*What you will do:*
Within the listing below, locate all lines containing the word "styles". Copy each one.

*Information shown:*
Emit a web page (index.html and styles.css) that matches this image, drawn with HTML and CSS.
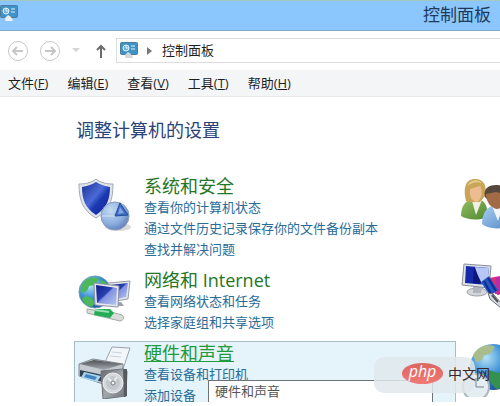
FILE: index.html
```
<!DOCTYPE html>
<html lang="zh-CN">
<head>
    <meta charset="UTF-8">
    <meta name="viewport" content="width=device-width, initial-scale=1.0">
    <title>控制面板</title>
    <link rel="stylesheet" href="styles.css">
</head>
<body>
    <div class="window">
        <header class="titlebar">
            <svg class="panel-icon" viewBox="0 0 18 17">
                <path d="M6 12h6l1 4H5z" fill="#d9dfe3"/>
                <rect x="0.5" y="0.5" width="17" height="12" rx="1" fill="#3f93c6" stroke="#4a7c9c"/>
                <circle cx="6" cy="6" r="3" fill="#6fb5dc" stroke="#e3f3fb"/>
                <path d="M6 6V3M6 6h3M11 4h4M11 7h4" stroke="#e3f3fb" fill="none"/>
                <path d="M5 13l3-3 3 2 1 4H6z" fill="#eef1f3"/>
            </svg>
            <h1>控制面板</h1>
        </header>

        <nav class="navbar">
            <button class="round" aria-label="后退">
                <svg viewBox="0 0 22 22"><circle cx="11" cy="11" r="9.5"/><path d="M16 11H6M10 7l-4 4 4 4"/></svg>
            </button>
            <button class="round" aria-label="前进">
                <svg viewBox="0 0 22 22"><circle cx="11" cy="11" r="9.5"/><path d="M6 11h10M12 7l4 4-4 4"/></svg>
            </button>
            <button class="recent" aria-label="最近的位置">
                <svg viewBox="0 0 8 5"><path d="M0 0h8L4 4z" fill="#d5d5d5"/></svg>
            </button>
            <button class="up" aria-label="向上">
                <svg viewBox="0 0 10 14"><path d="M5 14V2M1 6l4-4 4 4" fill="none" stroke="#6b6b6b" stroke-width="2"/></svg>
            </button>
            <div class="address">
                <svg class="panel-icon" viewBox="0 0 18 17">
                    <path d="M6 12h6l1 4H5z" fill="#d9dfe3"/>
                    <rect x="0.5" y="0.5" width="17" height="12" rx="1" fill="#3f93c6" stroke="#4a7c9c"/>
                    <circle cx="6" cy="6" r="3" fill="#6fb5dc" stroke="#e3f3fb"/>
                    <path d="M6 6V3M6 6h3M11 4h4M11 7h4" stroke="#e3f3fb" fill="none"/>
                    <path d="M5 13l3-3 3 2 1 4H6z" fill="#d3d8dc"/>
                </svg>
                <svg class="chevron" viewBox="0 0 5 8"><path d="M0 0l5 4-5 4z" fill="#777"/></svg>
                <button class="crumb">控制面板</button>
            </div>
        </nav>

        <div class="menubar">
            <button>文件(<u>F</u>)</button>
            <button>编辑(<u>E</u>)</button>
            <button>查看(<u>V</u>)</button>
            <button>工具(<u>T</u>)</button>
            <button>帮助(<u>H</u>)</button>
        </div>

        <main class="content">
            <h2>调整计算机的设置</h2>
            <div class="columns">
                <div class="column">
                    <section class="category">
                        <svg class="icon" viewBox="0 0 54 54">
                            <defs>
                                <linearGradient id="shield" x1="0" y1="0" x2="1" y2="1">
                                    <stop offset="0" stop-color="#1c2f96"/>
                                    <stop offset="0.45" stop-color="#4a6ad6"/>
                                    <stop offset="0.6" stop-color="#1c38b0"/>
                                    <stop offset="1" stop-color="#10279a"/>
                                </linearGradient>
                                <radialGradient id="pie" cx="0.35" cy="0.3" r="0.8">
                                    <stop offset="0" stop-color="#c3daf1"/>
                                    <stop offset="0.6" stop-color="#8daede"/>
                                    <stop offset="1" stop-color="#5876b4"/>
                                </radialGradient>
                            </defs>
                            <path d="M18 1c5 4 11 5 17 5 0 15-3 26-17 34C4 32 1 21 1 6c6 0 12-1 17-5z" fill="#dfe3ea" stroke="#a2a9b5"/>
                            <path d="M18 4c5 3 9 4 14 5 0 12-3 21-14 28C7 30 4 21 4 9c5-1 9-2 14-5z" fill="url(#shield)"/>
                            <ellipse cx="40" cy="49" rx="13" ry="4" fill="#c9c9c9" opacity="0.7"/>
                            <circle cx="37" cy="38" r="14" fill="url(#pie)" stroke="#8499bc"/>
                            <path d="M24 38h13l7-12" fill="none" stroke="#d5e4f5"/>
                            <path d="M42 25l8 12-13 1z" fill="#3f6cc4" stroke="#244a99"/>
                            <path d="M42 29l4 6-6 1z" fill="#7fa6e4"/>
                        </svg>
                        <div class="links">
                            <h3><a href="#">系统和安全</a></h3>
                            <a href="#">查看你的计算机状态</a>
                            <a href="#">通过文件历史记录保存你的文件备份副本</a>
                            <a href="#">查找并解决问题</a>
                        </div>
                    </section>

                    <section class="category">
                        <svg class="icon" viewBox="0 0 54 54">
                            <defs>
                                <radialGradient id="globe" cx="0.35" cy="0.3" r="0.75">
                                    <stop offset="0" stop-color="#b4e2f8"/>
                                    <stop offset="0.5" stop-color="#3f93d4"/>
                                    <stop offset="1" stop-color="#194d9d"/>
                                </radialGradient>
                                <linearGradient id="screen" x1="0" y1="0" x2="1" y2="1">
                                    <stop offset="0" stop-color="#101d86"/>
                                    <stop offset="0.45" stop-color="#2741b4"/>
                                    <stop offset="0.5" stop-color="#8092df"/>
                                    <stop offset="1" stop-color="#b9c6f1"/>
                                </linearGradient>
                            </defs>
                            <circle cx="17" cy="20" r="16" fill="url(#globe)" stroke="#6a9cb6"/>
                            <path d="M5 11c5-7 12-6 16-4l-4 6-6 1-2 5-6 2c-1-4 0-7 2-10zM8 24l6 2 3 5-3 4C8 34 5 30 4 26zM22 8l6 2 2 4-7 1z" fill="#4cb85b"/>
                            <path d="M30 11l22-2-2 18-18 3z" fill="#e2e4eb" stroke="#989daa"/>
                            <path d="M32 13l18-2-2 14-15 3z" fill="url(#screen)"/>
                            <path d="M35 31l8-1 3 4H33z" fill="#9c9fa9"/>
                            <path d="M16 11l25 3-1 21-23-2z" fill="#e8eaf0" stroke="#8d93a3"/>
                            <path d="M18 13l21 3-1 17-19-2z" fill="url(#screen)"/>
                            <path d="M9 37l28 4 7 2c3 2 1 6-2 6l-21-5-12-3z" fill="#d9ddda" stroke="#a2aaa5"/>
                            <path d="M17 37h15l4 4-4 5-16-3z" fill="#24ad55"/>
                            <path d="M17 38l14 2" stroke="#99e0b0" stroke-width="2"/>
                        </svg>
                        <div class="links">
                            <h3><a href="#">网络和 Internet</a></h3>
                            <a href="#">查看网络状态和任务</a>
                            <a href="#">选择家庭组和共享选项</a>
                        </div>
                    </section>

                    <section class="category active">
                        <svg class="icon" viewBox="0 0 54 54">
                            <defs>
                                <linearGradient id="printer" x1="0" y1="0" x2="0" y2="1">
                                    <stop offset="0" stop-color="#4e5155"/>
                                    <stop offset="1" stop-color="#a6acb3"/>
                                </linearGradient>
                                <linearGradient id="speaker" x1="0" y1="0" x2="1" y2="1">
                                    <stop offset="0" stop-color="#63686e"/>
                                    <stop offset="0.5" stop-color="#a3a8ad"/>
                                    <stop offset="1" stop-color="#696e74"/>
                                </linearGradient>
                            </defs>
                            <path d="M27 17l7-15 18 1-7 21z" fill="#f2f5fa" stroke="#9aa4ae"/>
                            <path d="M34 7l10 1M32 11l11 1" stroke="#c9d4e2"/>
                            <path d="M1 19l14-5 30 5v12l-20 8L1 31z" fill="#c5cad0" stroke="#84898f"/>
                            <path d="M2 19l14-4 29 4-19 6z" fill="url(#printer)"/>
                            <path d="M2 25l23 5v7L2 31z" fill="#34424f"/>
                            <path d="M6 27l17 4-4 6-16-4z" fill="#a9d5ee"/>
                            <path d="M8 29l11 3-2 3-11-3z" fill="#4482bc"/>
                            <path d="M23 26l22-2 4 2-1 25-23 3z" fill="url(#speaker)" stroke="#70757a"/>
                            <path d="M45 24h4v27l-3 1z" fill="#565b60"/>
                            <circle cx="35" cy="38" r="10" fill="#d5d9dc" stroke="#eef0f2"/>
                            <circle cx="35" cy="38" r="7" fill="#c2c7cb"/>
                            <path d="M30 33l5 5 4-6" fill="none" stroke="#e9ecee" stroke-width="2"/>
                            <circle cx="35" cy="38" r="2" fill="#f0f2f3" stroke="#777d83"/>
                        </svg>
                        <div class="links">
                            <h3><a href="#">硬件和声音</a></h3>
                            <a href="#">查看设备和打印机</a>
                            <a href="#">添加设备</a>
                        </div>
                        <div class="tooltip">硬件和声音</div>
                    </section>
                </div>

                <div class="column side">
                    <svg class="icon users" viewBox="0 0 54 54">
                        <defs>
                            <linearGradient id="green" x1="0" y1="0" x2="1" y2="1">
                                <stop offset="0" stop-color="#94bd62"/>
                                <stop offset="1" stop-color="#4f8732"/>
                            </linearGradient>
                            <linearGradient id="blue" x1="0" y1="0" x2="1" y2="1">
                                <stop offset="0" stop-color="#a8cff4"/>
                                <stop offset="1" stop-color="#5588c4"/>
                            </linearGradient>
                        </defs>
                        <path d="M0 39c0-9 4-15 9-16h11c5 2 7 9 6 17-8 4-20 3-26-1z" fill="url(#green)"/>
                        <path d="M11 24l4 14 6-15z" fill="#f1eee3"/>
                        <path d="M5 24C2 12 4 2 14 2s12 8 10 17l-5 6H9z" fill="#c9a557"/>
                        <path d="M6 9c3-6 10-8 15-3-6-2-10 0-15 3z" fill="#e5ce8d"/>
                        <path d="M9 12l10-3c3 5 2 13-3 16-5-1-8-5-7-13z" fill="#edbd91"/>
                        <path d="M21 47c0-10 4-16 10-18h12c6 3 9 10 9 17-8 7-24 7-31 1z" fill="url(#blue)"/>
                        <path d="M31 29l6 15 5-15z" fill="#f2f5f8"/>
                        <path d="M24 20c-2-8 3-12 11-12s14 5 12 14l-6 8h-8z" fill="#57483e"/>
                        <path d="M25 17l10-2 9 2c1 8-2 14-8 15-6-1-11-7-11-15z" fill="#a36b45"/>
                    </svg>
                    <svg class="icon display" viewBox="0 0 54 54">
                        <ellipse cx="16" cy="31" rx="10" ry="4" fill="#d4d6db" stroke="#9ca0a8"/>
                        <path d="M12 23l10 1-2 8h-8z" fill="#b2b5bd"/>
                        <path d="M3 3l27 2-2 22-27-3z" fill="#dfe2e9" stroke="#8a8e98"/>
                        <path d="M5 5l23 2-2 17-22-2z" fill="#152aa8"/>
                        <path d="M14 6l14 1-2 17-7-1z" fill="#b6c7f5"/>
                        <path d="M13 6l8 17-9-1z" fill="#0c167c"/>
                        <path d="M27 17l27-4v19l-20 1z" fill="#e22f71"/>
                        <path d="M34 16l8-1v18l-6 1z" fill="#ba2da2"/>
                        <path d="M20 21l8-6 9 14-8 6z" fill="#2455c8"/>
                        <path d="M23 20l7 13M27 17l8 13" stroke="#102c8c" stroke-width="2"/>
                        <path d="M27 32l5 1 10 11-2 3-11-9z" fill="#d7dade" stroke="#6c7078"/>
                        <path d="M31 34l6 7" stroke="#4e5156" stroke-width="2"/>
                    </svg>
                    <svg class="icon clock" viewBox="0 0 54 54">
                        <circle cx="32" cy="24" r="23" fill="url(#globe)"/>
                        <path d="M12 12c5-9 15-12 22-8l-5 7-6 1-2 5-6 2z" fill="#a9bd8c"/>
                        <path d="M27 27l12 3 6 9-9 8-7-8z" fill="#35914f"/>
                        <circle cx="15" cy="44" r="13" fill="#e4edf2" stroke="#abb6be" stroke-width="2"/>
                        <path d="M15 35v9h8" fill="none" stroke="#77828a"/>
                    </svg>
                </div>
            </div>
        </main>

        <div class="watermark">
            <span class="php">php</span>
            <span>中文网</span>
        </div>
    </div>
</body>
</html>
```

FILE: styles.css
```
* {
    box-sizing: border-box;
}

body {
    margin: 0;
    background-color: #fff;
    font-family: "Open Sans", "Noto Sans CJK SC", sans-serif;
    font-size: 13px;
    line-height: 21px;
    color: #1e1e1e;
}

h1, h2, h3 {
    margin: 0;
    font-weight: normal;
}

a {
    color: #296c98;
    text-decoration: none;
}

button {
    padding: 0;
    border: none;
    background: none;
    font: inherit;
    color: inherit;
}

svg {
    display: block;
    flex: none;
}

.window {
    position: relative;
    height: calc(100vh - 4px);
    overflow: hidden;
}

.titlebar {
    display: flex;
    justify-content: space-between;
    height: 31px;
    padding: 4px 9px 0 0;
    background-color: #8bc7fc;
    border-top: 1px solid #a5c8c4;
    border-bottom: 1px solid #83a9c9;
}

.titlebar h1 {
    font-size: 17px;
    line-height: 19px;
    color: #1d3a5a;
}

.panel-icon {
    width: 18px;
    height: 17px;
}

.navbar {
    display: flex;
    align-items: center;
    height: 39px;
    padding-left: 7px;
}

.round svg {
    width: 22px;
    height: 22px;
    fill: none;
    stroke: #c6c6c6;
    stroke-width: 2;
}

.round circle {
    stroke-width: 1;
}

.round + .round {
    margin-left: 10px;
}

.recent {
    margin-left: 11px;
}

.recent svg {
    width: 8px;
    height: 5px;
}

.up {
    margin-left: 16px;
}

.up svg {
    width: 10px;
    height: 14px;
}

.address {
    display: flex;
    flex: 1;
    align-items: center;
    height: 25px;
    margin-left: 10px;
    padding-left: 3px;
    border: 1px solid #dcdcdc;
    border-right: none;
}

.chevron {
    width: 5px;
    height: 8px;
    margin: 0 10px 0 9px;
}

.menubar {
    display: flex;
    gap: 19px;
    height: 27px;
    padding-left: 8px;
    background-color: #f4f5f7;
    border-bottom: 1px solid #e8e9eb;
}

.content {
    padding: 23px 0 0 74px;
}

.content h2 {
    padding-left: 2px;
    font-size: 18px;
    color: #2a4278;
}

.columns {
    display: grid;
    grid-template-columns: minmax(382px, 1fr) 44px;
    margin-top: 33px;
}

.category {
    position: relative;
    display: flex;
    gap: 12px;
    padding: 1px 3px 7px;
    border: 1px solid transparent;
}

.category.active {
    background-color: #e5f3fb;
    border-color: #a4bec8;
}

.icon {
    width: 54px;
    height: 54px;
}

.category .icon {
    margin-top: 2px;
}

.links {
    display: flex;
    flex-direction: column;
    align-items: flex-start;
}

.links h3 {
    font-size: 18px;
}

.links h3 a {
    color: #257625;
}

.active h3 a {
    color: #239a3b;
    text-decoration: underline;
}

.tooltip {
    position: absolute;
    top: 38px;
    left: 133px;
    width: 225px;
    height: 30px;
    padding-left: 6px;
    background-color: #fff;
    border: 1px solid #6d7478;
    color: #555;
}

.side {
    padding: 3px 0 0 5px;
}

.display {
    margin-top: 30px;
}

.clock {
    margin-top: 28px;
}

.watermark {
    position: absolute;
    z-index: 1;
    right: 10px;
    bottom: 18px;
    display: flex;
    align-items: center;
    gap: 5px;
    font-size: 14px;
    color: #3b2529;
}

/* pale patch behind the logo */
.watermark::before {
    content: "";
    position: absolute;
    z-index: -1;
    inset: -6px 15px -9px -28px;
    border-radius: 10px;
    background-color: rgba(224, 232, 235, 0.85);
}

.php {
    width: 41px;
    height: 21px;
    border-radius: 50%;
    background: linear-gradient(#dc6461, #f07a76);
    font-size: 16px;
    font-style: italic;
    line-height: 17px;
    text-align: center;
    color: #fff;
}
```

*Solved exercise:*
Emit a web page (index.html and styles.css) that matches this image, drawn with HTML and CSS.
    <link rel="stylesheet" href="styles.css">
FILE: styles.css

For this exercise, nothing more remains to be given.